--- begin Excerpted records ---

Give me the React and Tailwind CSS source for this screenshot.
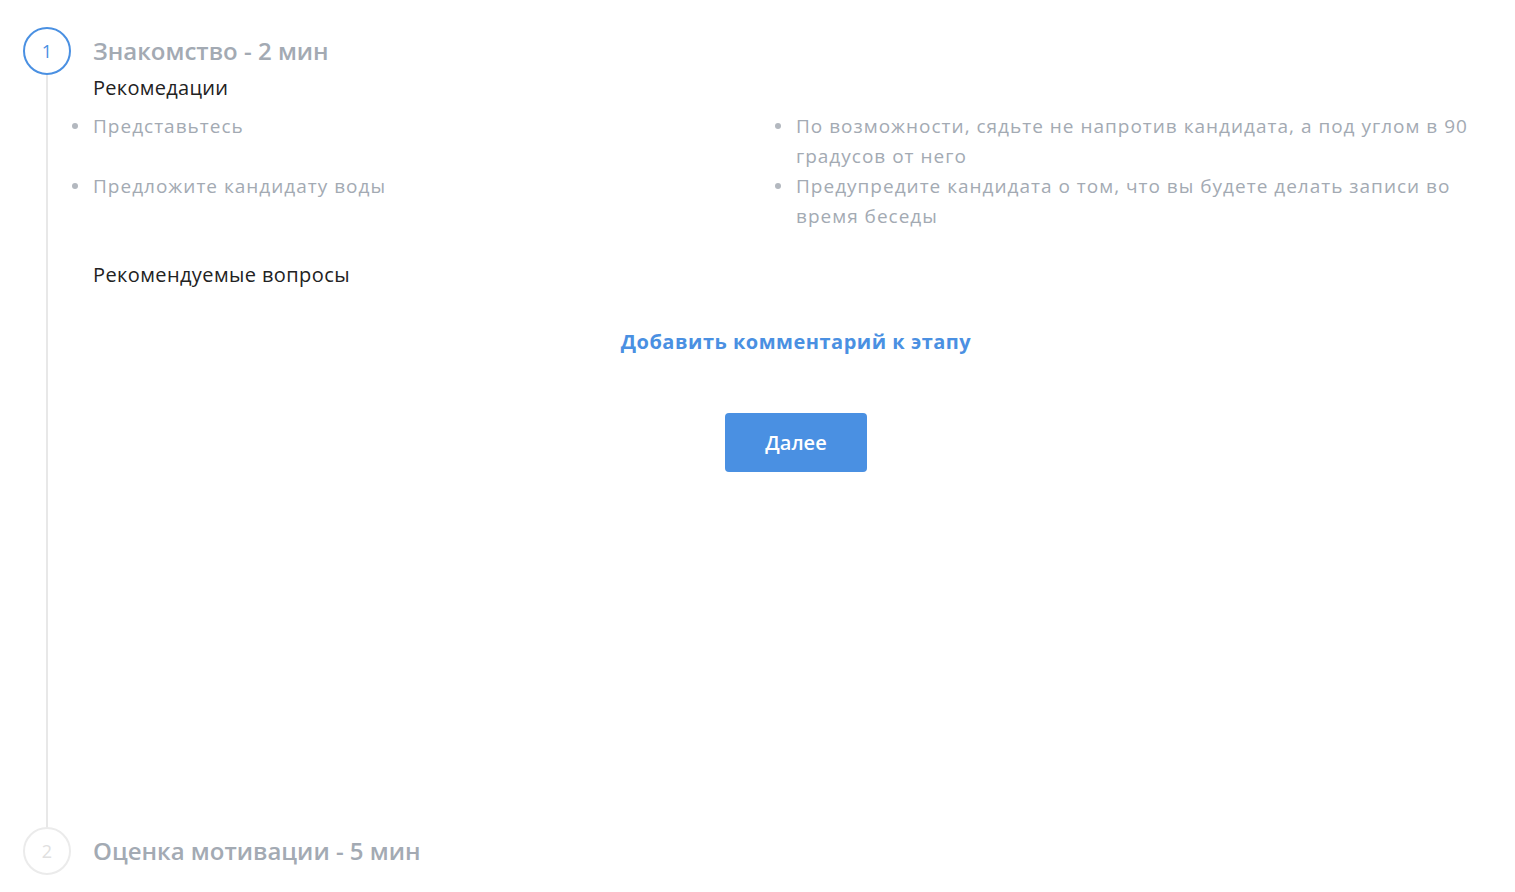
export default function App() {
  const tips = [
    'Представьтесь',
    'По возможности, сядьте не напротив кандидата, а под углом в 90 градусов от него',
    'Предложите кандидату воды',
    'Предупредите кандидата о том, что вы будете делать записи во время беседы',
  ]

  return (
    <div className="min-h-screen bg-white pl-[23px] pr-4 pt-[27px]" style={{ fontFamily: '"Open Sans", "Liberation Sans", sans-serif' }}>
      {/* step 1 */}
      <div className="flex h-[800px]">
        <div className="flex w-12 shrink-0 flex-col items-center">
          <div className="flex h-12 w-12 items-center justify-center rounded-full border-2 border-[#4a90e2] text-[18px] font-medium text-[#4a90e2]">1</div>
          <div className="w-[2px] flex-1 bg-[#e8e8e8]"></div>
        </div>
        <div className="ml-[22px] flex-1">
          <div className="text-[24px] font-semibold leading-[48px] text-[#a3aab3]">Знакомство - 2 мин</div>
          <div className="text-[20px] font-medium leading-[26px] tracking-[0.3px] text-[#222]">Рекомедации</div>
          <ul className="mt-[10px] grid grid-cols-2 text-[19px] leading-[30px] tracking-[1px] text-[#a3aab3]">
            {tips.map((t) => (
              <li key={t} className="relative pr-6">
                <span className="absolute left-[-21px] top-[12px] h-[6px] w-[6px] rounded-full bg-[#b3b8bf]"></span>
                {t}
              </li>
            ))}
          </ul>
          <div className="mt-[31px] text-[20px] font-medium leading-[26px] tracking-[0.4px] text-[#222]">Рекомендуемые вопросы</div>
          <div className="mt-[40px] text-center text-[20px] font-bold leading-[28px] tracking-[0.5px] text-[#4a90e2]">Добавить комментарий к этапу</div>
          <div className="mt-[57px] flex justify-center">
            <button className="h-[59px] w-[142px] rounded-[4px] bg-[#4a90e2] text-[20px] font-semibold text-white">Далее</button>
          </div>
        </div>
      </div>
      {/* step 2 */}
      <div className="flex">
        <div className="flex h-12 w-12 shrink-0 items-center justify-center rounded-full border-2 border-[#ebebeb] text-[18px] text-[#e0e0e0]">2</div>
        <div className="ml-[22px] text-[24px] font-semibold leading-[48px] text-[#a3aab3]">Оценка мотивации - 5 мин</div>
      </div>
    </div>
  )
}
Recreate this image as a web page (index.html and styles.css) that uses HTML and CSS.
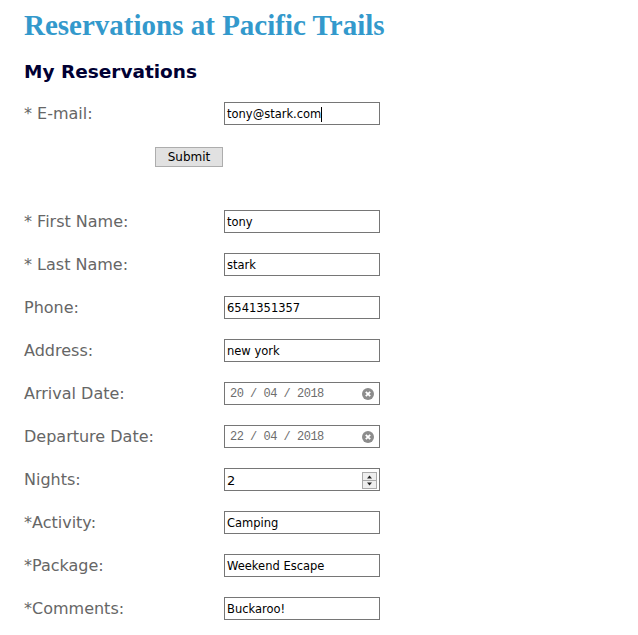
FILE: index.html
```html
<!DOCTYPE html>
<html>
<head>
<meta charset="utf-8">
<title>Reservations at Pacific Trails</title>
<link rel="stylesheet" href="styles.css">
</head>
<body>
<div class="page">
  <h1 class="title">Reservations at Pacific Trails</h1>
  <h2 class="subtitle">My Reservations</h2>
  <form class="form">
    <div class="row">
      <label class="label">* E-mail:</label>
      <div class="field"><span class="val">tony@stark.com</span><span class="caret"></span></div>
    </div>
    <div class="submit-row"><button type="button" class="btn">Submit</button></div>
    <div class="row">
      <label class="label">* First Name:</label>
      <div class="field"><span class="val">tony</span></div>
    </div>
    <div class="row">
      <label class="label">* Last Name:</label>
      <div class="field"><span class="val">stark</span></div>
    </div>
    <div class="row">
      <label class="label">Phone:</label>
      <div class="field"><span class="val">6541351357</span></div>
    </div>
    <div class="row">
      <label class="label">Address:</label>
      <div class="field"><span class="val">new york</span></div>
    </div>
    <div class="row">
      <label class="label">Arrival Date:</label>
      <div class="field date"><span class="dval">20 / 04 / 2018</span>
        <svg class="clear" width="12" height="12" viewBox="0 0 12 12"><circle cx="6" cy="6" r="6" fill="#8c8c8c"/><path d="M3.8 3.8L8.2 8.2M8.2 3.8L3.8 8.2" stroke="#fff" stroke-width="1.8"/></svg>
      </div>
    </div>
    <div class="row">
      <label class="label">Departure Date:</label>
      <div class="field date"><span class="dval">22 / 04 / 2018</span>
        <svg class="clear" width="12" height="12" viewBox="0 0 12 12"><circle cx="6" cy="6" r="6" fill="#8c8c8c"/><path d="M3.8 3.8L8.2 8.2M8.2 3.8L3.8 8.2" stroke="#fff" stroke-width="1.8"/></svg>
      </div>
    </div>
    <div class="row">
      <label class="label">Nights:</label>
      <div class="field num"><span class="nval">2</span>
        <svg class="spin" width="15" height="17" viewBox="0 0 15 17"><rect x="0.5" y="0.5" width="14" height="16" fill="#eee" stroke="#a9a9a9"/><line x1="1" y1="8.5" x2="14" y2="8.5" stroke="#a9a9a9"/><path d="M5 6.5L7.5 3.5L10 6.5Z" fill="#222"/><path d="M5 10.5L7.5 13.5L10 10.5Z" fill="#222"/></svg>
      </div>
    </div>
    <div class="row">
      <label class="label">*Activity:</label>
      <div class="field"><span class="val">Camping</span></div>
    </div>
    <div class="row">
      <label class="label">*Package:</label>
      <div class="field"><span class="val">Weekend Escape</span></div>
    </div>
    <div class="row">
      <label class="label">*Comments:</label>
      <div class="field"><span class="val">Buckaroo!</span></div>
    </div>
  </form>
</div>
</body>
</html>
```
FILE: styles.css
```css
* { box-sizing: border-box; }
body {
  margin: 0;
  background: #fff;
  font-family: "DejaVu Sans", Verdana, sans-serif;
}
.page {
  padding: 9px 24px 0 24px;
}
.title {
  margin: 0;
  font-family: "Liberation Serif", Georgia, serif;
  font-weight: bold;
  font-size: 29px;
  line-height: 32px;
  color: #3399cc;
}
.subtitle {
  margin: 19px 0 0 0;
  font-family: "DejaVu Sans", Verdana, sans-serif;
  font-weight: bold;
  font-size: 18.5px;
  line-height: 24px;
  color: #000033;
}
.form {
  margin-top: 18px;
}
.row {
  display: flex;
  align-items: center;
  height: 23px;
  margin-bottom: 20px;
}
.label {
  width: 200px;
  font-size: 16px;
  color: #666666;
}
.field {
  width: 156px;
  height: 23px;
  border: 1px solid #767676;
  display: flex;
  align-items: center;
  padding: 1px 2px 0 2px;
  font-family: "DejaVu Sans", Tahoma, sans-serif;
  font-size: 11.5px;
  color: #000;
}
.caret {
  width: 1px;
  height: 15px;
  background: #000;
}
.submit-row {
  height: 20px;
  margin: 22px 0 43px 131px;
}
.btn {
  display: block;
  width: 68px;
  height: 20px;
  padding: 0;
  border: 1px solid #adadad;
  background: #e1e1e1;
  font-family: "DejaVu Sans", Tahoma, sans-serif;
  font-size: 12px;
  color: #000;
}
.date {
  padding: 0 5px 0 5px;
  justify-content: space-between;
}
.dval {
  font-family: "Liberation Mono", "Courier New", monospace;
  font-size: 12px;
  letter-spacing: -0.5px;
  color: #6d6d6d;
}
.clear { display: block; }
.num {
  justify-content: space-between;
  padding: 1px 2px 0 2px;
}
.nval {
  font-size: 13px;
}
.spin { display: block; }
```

--- end Excerpted records ---

Your instructions
Send back the data above word for word, with the pictures left out.

Answer to the task
Give me the React and Tailwind CSS source for this screenshot.
export default function App() {
  const tips = [
    'Представьтесь',
    'По возможности, сядьте не напротив кандидата, а под углом в 90 градусов от него',
    'Предложите кандидату воды',
    'Предупредите кандидата о том, что вы будете делать записи во время беседы',
  ]

  return (
    <div className="min-h-screen bg-white pl-[23px] pr-4 pt-[27px]" style={{ fontFamily: '"Open Sans", "Liberation Sans", sans-serif' }}>
      {/* step 1 */}
      <div className="flex h-[800px]">
        <div className="flex w-12 shrink-0 flex-col items-center">
          <div className="flex h-12 w-12 items-center justify-center rounded-full border-2 border-[#4a90e2] text-[18px] font-medium text-[#4a90e2]">1</div>
          <div className="w-[2px] flex-1 bg-[#e8e8e8]"></div>
        </div>
        <div className="ml-[22px] flex-1">
          <div className="text-[24px] font-semibold leading-[48px] text-[#a3aab3]">Знакомство - 2 мин</div>
          <div className="text-[20px] font-medium leading-[26px] tracking-[0.3px] text-[#222]">Рекомедации</div>
          <ul className="mt-[10px] grid grid-cols-2 text-[19px] leading-[30px] tracking-[1px] text-[#a3aab3]">
            {tips.map((t) => (
              <li key={t} className="relative pr-6">
                <span className="absolute left-[-21px] top-[12px] h-[6px] w-[6px] rounded-full bg-[#b3b8bf]"></span>
                {t}
              </li>
            ))}
          </ul>
          <div className="mt-[31px] text-[20px] font-medium leading-[26px] tracking-[0.4px] text-[#222]">Рекомендуемые вопросы</div>
          <div className="mt-[40px] text-center text-[20px] font-bold leading-[28px] tracking-[0.5px] text-[#4a90e2]">Добавить комментарий к этапу</div>
          <div className="mt-[57px] flex justify-center">
            <button className="h-[59px] w-[142px] rounded-[4px] bg-[#4a90e2] text-[20px] font-semibold text-white">Далее</button>
          </div>
        </div>
      </div>
      {/* step 2 */}
      <div className="flex">
        <div className="flex h-12 w-12 shrink-0 items-center justify-center rounded-full border-2 border-[#ebebeb] text-[18px] text-[#e0e0e0]">2</div>
        <div className="ml-[22px] text-[24px] font-semibold leading-[48px] text-[#a3aab3]">Оценка мотивации - 5 мин</div>
      </div>
    </div>
  )
}
Recreate this image as a web page (index.html and styles.css) that uses HTML and CSS.
FILE: index.html
```html
<!DOCTYPE html>
<html>
<head>
<meta charset="utf-8">
<title>Reservations at Pacific Trails</title>
<link rel="stylesheet" href="styles.css">
</head>
<body>
<div class="page">
  <h1 class="title">Reservations at Pacific Trails</h1>
  <h2 class="subtitle">My Reservations</h2>
  <form class="form">
    <div class="row">
      <label class="label">* E-mail:</label>
      <div class="field"><span class="val">tony@stark.com</span><span class="caret"></span></div>
    </div>
    <div class="submit-row"><button type="button" class="btn">Submit</button></div>
    <div class="row">
      <label class="label">* First Name:</label>
      <div class="field"><span class="val">tony</span></div>
    </div>
    <div class="row">
      <label class="label">* Last Name:</label>
      <div class="field"><span class="val">stark</span></div>
    </div>
    <div class="row">
      <label class="label">Phone:</label>
      <div class="field"><span class="val">6541351357</span></div>
    </div>
    <div class="row">
      <label class="label">Address:</label>
      <div class="field"><span class="val">new york</span></div>
    </div>
    <div class="row">
      <label class="label">Arrival Date:</label>
      <div class="field date"><span class="dval">20 / 04 / 2018</span>
        <svg class="clear" width="12" height="12" viewBox="0 0 12 12"><circle cx="6" cy="6" r="6" fill="#8c8c8c"/><path d="M3.8 3.8L8.2 8.2M8.2 3.8L3.8 8.2" stroke="#fff" stroke-width="1.8"/></svg>
      </div>
    </div>
    <div class="row">
      <label class="label">Departure Date:</label>
      <div class="field date"><span class="dval">22 / 04 / 2018</span>
        <svg class="clear" width="12" height="12" viewBox="0 0 12 12"><circle cx="6" cy="6" r="6" fill="#8c8c8c"/><path d="M3.8 3.8L8.2 8.2M8.2 3.8L3.8 8.2" stroke="#fff" stroke-width="1.8"/></svg>
      </div>
    </div>
    <div class="row">
      <label class="label">Nights:</label>
      <div class="field num"><span class="nval">2</span>
        <svg class="spin" width="15" height="17" viewBox="0 0 15 17"><rect x="0.5" y="0.5" width="14" height="16" fill="#eee" stroke="#a9a9a9"/><line x1="1" y1="8.5" x2="14" y2="8.5" stroke="#a9a9a9"/><path d="M5 6.5L7.5 3.5L10 6.5Z" fill="#222"/><path d="M5 10.5L7.5 13.5L10 10.5Z" fill="#222"/></svg>
      </div>
    </div>
    <div class="row">
      <label class="label">*Activity:</label>
      <div class="field"><span class="val">Camping</span></div>
    </div>
    <div class="row">
      <label class="label">*Package:</label>
      <div class="field"><span class="val">Weekend Escape</span></div>
    </div>
    <div class="row">
      <label class="label">*Comments:</label>
      <div class="field"><span class="val">Buckaroo!</span></div>
    </div>
  </form>
</div>
</body>
</html>
```
FILE: styles.css
```css
* { box-sizing: border-box; }
body {
  margin: 0;
  background: #fff;
  font-family: "DejaVu Sans", Verdana, sans-serif;
}
.page {
  padding: 9px 24px 0 24px;
}
.title {
  margin: 0;
  font-family: "Liberation Serif", Georgia, serif;
  font-weight: bold;
  font-size: 29px;
  line-height: 32px;
  color: #3399cc;
}
.subtitle {
  margin: 19px 0 0 0;
  font-family: "DejaVu Sans", Verdana, sans-serif;
  font-weight: bold;
  font-size: 18.5px;
  line-height: 24px;
  color: #000033;
}
.form {
  margin-top: 18px;
}
.row {
  display: flex;
  align-items: center;
  height: 23px;
  margin-bottom: 20px;
}
.label {
  width: 200px;
  font-size: 16px;
  color: #666666;
}
.field {
  width: 156px;
  height: 23px;
  border: 1px solid #767676;
  display: flex;
  align-items: center;
  padding: 1px 2px 0 2px;
  font-family: "DejaVu Sans", Tahoma, sans-serif;
  font-size: 11.5px;
  color: #000;
}
.caret {
  width: 1px;
  height: 15px;
  background: #000;
}
.submit-row {
  height: 20px;
  margin: 22px 0 43px 131px;
}
.btn {
  display: block;
  width: 68px;
  height: 20px;
  padding: 0;
  border: 1px solid #adadad;
  background: #e1e1e1;
  font-family: "DejaVu Sans", Tahoma, sans-serif;
  font-size: 12px;
  color: #000;
}
.date {
  padding: 0 5px 0 5px;
  justify-content: space-between;
}
.dval {
  font-family: "Liberation Mono", "Courier New", monospace;
  font-size: 12px;
  letter-spacing: -0.5px;
  color: #6d6d6d;
}
.clear { display: block; }
.num {
  justify-content: space-between;
  padding: 1px 2px 0 2px;
}
.nval {
  font-size: 13px;
}
.spin { display: block; }
```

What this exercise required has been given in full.